Erdogan escreveu no livro memorial do mausoléu: “Neste momento de viragem da nossa história, mais uma vez lembramo-nos de Vossa Excelência (…). Durante os nossos 21 anos de governo passados servindo o país, a nação, tentámos preservar o que nos confiou. Como um governo que fez os maiores investimentos da história da Turquia, estamos determinados a coroar o segundo século da república como o ‘Século da Turquia’ juntamente com os nossos aliados”.
O ‘século da Turquia’ é um conjunto de grandes planos de ação para os próximos anos em todos os campos, da economia aos direitos humanos. “A nossa república está nas mãos mais seguras e habilidosas”, concluiu Erdoğan no livro memorial, segundo a imprensa do país.
Ao longo da tarde, em frente às duas partes de Istambul, a antiga capital que se situa em parte na Europa, em parte na Ásia, 100 navios militares passearam pelo Bósforo (que divide essas duas partes). Manobras de caças, drones deram às celebrações o tom militar que Erdogan não dispensou.
A república, que substituiu o colapso do Império Otomano ocorrido no quadro da I Grande Guerra (1914-18), foi declarada poucos meses depois de um tratado internacional reconhecer a independência do novo Estado, e a declaração de Ancara como sua capital. Ataturk, um veterano oficial otomano que lançou a luta pela independência em 1919, foi o primeiro líder do novo país.
Ataturk e Ismet Inonu, que sucedeu a Ataturk como presidente, redigiu um projeto de lei que mudava a Constituição de 1921 em que uma emenda fundo a república. A nova república introduziu uma democracia mais ampla. Nas décadas seguintes, a democracia nascida da república foi rompida por múltiplas tentativas de golpe. A primeira foi em 1960, cerca de uma década depois de as primeiras eleições verdadeiramente multipartidárias terem levado o Partido Democrata ao poder. A última foi em 2016, quando o Grupo Güleni (FETO), agora considerado terrorista (apesar de antes ser um dos apoiantes de Erdogan) tentou derrubar o governo do atual presidente.
Uma das decisões mais impactantes de Ataturk foi a criação de uma república laica e o afastamento cada vez mais vincado da influência do Islão no governo do novo país.
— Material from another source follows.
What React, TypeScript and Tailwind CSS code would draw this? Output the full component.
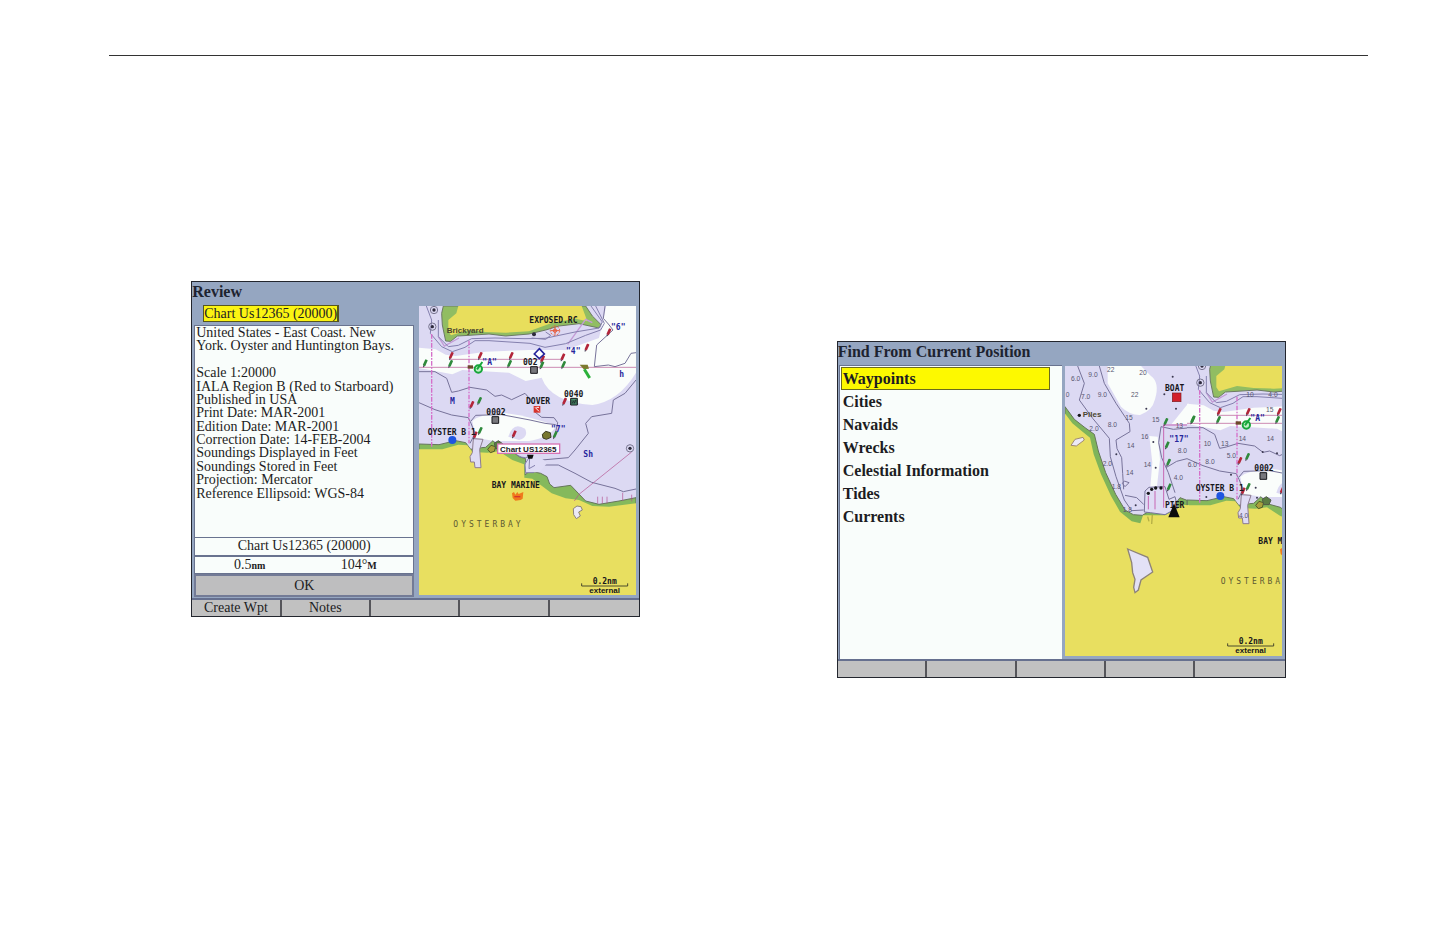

Uma evidência dessa postura e sua ‘marca de água’ foi a transformação de Agia Sofia num museu, tendo deixado de ser uma mesquita. Mas, com Erdogan, os turcos assistiram a um regresso da influência religiosa para as cercanias do poder – e Agia Sofia passou a ser novamente, em julho de 2020, uma mesquita.
Ao longo de várias décadas destes 100 anos, foi prioridade da Turquia aderir à União Europeia, apesar de a parte europeia do país ser muito pequena. A Turquia inscreveu-se pela primeira vez como solicitando a qualidade de membro da Comunidade Económica Europeia em 1959 e, em 12 de setembro de 1963, assinou o acordo que criou uma associação entre a República da Turquia e a Comunidade Económica Europeia”, também conhecido como Acordo de Ancara. De então para cá, e apesar de ao longo das duas primeiras décadas do novo milénio Erdogan ter feito praticamente tudo o que a União exigiu como antecipação à sua entrada, nada aconteceu. Para isso muito contribuiu a oposição da Grécia (e mais tarde de Chipre), mas também (e talvez principalmente) a recusa do então presidente francês Nicolas Sarkozy (2007-12) em aceitar um país islâmico no interior da União. Logo na altura, a questão do Islão pareceu uma ‘desculpa’: a verdade é que a entrada na União de um país com 85 milhões de pessoas (um pouco mais que a Alemanha) e uma forte posição na agricultura (um sector muito caro aos franceses) iria mudar substancialmente o equilíbrio de forças – e colocar em perigo o ‘famoso’ eixo Paris-Berlim.
Erdogan acabou por abandonar o ‘namoro’ com a União – ou pelo menos assim parece – apesar de, a quando da sua mais recente reeleição, em maio passado, ter nomeado o assunto.